> Directions
All of the data that follows should be retyped exactly, please, except the pictures.

——

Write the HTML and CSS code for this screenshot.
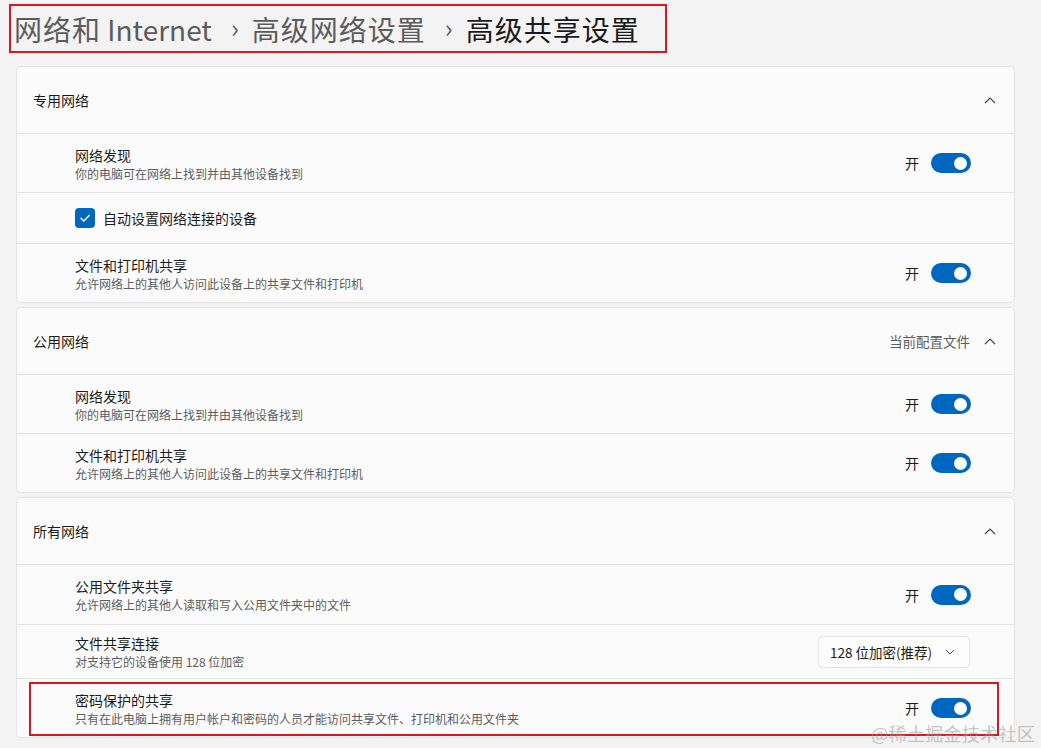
FILE: index.html
```html
<!DOCTYPE html>
<html lang="zh-CN">
<head>
<meta charset="utf-8">
<title>高级共享设置</title>
<link rel="stylesheet" href="styles.css">
</head>
<body>
<div class="page">
  <div class="crumbs">
    <span class="crumb"><span class="cjk">网络和</span> Internet</span>
    <span class="sep">›</span>
    <span class="crumb cjk">高级网络设置</span>
    <span class="sep">›</span>
    <span class="crumb cjk current">高级共享设置</span>
  </div>

  <div class="cards">
    <section class="card">
      <div class="card-head">
        <span class="head-title">专用网络</span>
        <span class="head-right"><svg class="chev" viewBox="0 0 12 8" width="12" height="8"><path d="M1 7 L6 2 L11 7" fill="none" stroke="#444" stroke-width="1.2"/></svg></span>
      </div>
      <div class="row">
        <div class="row-text"><div class="row-title">网络发现</div><div class="row-sub">你的电脑可在网络上找到并由其他设备找到</div></div>
        <div class="ctrl"><span class="on">开</span><span class="toggle"><span class="knob"></span></span></div>
      </div>
      <div class="row row-check">
        <span class="check"><svg viewBox="0 0 20 20" width="20" height="20"><path d="M6 10.2 L8.8 13 L14.2 7.4" fill="none" stroke="#fff" stroke-width="1.4" stroke-linecap="round" stroke-linejoin="round"/></svg></span>
        <span class="check-label">自动设置网络连接的设备</span>
      </div>
      <div class="row">
        <div class="row-text"><div class="row-title">文件和打印机共享</div><div class="row-sub">允许网络上的其他人访问此设备上的共享文件和打印机</div></div>
        <div class="ctrl"><span class="on">开</span><span class="toggle"><span class="knob"></span></span></div>
      </div>
    </section>

    <section class="card">
      <div class="card-head">
        <span class="head-title">公用网络</span>
        <span class="head-right"><span class="profile">当前配置文件</span><svg class="chev" viewBox="0 0 12 8" width="12" height="8"><path d="M1 7 L6 2 L11 7" fill="none" stroke="#444" stroke-width="1.2"/></svg></span>
      </div>
      <div class="row">
        <div class="row-text"><div class="row-title">网络发现</div><div class="row-sub">你的电脑可在网络上找到并由其他设备找到</div></div>
        <div class="ctrl"><span class="on">开</span><span class="toggle"><span class="knob"></span></span></div>
      </div>
      <div class="row">
        <div class="row-text"><div class="row-title">文件和打印机共享</div><div class="row-sub">允许网络上的其他人访问此设备上的共享文件和打印机</div></div>
        <div class="ctrl"><span class="on">开</span><span class="toggle"><span class="knob"></span></span></div>
      </div>
    </section>

    <section class="card">
      <div class="card-head">
        <span class="head-title">所有网络</span>
        <span class="head-right"><svg class="chev" viewBox="0 0 12 8" width="12" height="8"><path d="M1 7 L6 2 L11 7" fill="none" stroke="#444" stroke-width="1.2"/></svg></span>
      </div>
      <div class="row row-tall">
        <div class="row-text"><div class="row-title">公用文件夹共享</div><div class="row-sub">允许网络上的其他人读取和写入公用文件夹中的文件</div></div>
        <div class="ctrl"><span class="on">开</span><span class="toggle"><span class="knob"></span></span></div>
      </div>
      <div class="row row-short">
        <div class="row-text"><div class="row-title">文件共享连接</div><div class="row-sub">对支持它的设备使用 128 位加密</div></div>
        <div class="ctrl"><span class="select">128 位加密(推荐)<svg viewBox="0 0 10 6" width="10" height="6"><path d="M1 1 L5 5 L9 1" fill="none" stroke="#555" stroke-width="1"/></svg></span></div>
      </div>
      <div class="row row-mark">
        <div class="row-text"><div class="row-title">密码保护的共享</div><div class="row-sub">只有在此电脑上拥有用户帐户和密码的人员才能访问共享文件、打印机和公用文件夹</div></div>
        <div class="ctrl"><span class="on">开</span><span class="toggle"><span class="knob"></span></span></div>
        <span class="redbox"></span>
      </div>
    </section>
  </div>
  <div class="watermark">@稀土掘金技术社区</div>
</div>
</body>
</html>
```

FILE: styles.css
```css
* { box-sizing: border-box; }
html, body { margin: 0; padding: 0; }
body {
  background: #f3f3f3;
  font-family: "Noto Sans CJK SC", "Noto Sans", sans-serif;
  color: #1b1b1b;
  width: 1041px;
  height: 748px;
  overflow: hidden;
}
.page {
  position: relative;
  height: 748px;
  padding: 4px 0 0 0;
}
.crumbs {
  margin-left: 9px;
  width: 658px;
  height: 49px;
  border: 2px solid #e0141e;
  display: flex;
  align-items: center;
  padding-left: 3px;
  font-size: 28px;
  line-height: 1;
  color: #5c5c5c;
}
.cjk { letter-spacing: 1px; }
.crumb.current { color: #1a1a1a; }
.sep {
  font-size: 26px;
  margin: 0 13px 0 19px;
  color: #5c5c5c;
  position: relative;
  top: -2px;
}
.cards {
  margin: 13px 0 0 16px;
  width: 999px;
  display: flex;
  flex-direction: column;
  gap: 4px;
}
.card {
  background: #fbfbfb;
  border: 1px solid #e5e5e5;
  border-radius: 5px;
}
.card-head {
  height: 66px;
  display: flex;
  align-items: center;
  justify-content: space-between;
  padding: 0 18px 0 16px;
  font-size: 14px;
}
.head-right {
  display: flex;
  align-items: center;
  gap: 14px;
}
.profile { color: #5c5c5c; font-size: 13.5px; }
.chev { display: block; }
.row {
  position: relative;
  border-top: 1px solid #e5e5e5;
  height: 59px;
  display: flex;
  align-items: center;
  justify-content: space-between;
  padding: 0 43px 0 58px;
}
.row-tall { height: 60px; }
.row-short { height: 54px; }
.row-check { height: 51px; justify-content: flex-start; gap: 8px; }
.row-text { display: flex; flex-direction: column; padding-top: 1px; }
.row-title { font-size: 14px; line-height: 19px; color: #1b1b1b; }
.row-sub { font-size: 12px; line-height: 17px; color: #5d5d5d; }
.ctrl { display: flex; align-items: center; gap: 12px; }
.on { font-size: 14px; color: #1b1b1b; }
.toggle {
  width: 40px;
  height: 20px;
  border-radius: 10px;
  background: #0067c0;
  display: flex;
  align-items: center;
  justify-content: flex-end;
  padding-right: 4px;
}
.knob {
  width: 13px;
  height: 13px;
  border-radius: 50%;
  background: #fff;
}
.check {
  width: 20px;
  height: 20px;
  border-radius: 4px;
  background: #0067c0;
  display: block;
}
.check svg { display: block; }
.check-label { font-size: 14px; }
.select {
  width: 152px;
  height: 32px;
  background: #fdfdfd;
  border: 1px solid #e5e5e5;
  border-radius: 4px;
  display: flex;
  align-items: center;
  justify-content: space-between;
  padding: 0 14px 0 11px;
  font-size: 13.5px;
  color: #1b1b1b;
  margin-right: 1px;
}
.redbox {
  position: absolute;
  left: 12px;
  top: 3px;
  width: 970px;
  height: 54px;
  border: 2px solid #e0141e;
  pointer-events: none;
}
.watermark {
  position: absolute;
  right: 6px;
  bottom: 2px;
  font-size: 18px;
  color: rgba(150, 150, 150, 0.55);
  letter-spacing: 0.3px;
}
```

——

> Exercise answer
Write the HTML and CSS code for this screenshot.
FILE: index.html
```html
<!DOCTYPE html>
<html lang="zh-CN">
<head>
<meta charset="utf-8">
<title>高级共享设置</title>
<link rel="stylesheet" href="styles.css">
</head>
<body>
<div class="page">
  <div class="crumbs">
    <span class="crumb"><span class="cjk">网络和</span> Internet</span>
    <span class="sep">›</span>
    <span class="crumb cjk">高级网络设置</span>
    <span class="sep">›</span>
    <span class="crumb cjk current">高级共享设置</span>
  </div>

  <div class="cards">
    <section class="card">
      <div class="card-head">
        <span class="head-title">专用网络</span>
        <span class="head-right"><svg class="chev" viewBox="0 0 12 8" width="12" height="8"><path d="M1 7 L6 2 L11 7" fill="none" stroke="#444" stroke-width="1.2"/></svg></span>
      </div>
      <div class="row">
        <div class="row-text"><div class="row-title">网络发现</div><div class="row-sub">你的电脑可在网络上找到并由其他设备找到</div></div>
        <div class="ctrl"><span class="on">开</span><span class="toggle"><span class="knob"></span></span></div>
      </div>
      <div class="row row-check">
        <span class="check"><svg viewBox="0 0 20 20" width="20" height="20"><path d="M6 10.2 L8.8 13 L14.2 7.4" fill="none" stroke="#fff" stroke-width="1.4" stroke-linecap="round" stroke-linejoin="round"/></svg></span>
        <span class="check-label">自动设置网络连接的设备</span>
      </div>
      <div class="row">
        <div class="row-text"><div class="row-title">文件和打印机共享</div><div class="row-sub">允许网络上的其他人访问此设备上的共享文件和打印机</div></div>
        <div class="ctrl"><span class="on">开</span><span class="toggle"><span class="knob"></span></span></div>
      </div>
    </section>

    <section class="card">
      <div class="card-head">
        <span class="head-title">公用网络</span>
        <span class="head-right"><span class="profile">当前配置文件</span><svg class="chev" viewBox="0 0 12 8" width="12" height="8"><path d="M1 7 L6 2 L11 7" fill="none" stroke="#444" stroke-width="1.2"/></svg></span>
      </div>
      <div class="row">
        <div class="row-text"><div class="row-title">网络发现</div><div class="row-sub">你的电脑可在网络上找到并由其他设备找到</div></div>
        <div class="ctrl"><span class="on">开</span><span class="toggle"><span class="knob"></span></span></div>
      </div>
      <div class="row">
        <div class="row-text"><div class="row-title">文件和打印机共享</div><div class="row-sub">允许网络上的其他人访问此设备上的共享文件和打印机</div></div>
        <div class="ctrl"><span class="on">开</span><span class="toggle"><span class="knob"></span></span></div>
      </div>
    </section>

    <section class="card">
      <div class="card-head">
        <span class="head-title">所有网络</span>
        <span class="head-right"><svg class="chev" viewBox="0 0 12 8" width="12" height="8"><path d="M1 7 L6 2 L11 7" fill="none" stroke="#444" stroke-width="1.2"/></svg></span>
      </div>
      <div class="row row-tall">
        <div class="row-text"><div class="row-title">公用文件夹共享</div><div class="row-sub">允许网络上的其他人读取和写入公用文件夹中的文件</div></div>
        <div class="ctrl"><span class="on">开</span><span class="toggle"><span class="knob"></span></span></div>
      </div>
      <div class="row row-short">
        <div class="row-text"><div class="row-title">文件共享连接</div><div class="row-sub">对支持它的设备使用 128 位加密</div></div>
        <div class="ctrl"><span class="select">128 位加密(推荐)<svg viewBox="0 0 10 6" width="10" height="6"><path d="M1 1 L5 5 L9 1" fill="none" stroke="#555" stroke-width="1"/></svg></span></div>
      </div>
      <div class="row row-mark">
        <div class="row-text"><div class="row-title">密码保护的共享</div><div class="row-sub">只有在此电脑上拥有用户帐户和密码的人员才能访问共享文件、打印机和公用文件夹</div></div>
        <div class="ctrl"><span class="on">开</span><span class="toggle"><span class="knob"></span></span></div>
        <span class="redbox"></span>
      </div>
    </section>
  </div>
  <div class="watermark">@稀土掘金技术社区</div>
</div>
</body>
</html>
```

FILE: styles.css
```css
* { box-sizing: border-box; }
html, body { margin: 0; padding: 0; }
body {
  background: #f3f3f3;
  font-family: "Noto Sans CJK SC", "Noto Sans", sans-serif;
  color: #1b1b1b;
  width: 1041px;
  height: 748px;
  overflow: hidden;
}
.page {
  position: relative;
  height: 748px;
  padding: 4px 0 0 0;
}
.crumbs {
  margin-left: 9px;
  width: 658px;
  height: 49px;
  border: 2px solid #e0141e;
  display: flex;
  align-items: center;
  padding-left: 3px;
  font-size: 28px;
  line-height: 1;
  color: #5c5c5c;
}
.cjk { letter-spacing: 1px; }
.crumb.current { color: #1a1a1a; }
.sep {
  font-size: 26px;
  margin: 0 13px 0 19px;
  color: #5c5c5c;
  position: relative;
  top: -2px;
}
.cards {
  margin: 13px 0 0 16px;
  width: 999px;
  display: flex;
  flex-direction: column;
  gap: 4px;
}
.card {
  background: #fbfbfb;
  border: 1px solid #e5e5e5;
  border-radius: 5px;
}
.card-head {
  height: 66px;
  display: flex;
  align-items: center;
  justify-content: space-between;
  padding: 0 18px 0 16px;
  font-size: 14px;
}
.head-right {
  display: flex;
  align-items: center;
  gap: 14px;
}
.profile { color: #5c5c5c; font-size: 13.5px; }
.chev { display: block; }
.row {
  position: relative;
  border-top: 1px solid #e5e5e5;
  height: 59px;
  display: flex;
  align-items: center;
  justify-content: space-between;
  padding: 0 43px 0 58px;
}
.row-tall { height: 60px; }
.row-short { height: 54px; }
.row-check { height: 51px; justify-content: flex-start; gap: 8px; }
.row-text { display: flex; flex-direction: column; padding-top: 1px; }
.row-title { font-size: 14px; line-height: 19px; color: #1b1b1b; }
.row-sub { font-size: 12px; line-height: 17px; color: #5d5d5d; }
.ctrl { display: flex; align-items: center; gap: 12px; }
.on { font-size: 14px; color: #1b1b1b; }
.toggle {
  width: 40px;
  height: 20px;
  border-radius: 10px;
  background: #0067c0;
  display: flex;
  align-items: center;
  justify-content: flex-end;
  padding-right: 4px;
}
.knob {
  width: 13px;
  height: 13px;
  border-radius: 50%;
  background: #fff;
}
.check {
  width: 20px;
  height: 20px;
  border-radius: 4px;
  background: #0067c0;
  display: block;
}
.check svg { display: block; }
.check-label { font-size: 14px; }
.select {
  width: 152px;
  height: 32px;
  background: #fdfdfd;
  border: 1px solid #e5e5e5;
  border-radius: 4px;
  display: flex;
  align-items: center;
  justify-content: space-between;
  padding: 0 14px 0 11px;
  font-size: 13.5px;
  color: #1b1b1b;
  margin-right: 1px;
}
.redbox {
  position: absolute;
  left: 12px;
  top: 3px;
  width: 970px;
  height: 54px;
  border: 2px solid #e0141e;
  pointer-events: none;
}
.watermark {
  position: absolute;
  right: 6px;
  bottom: 2px;
  font-size: 18px;
  color: rgba(150, 150, 150, 0.55);
  letter-spacing: 0.3px;
}
```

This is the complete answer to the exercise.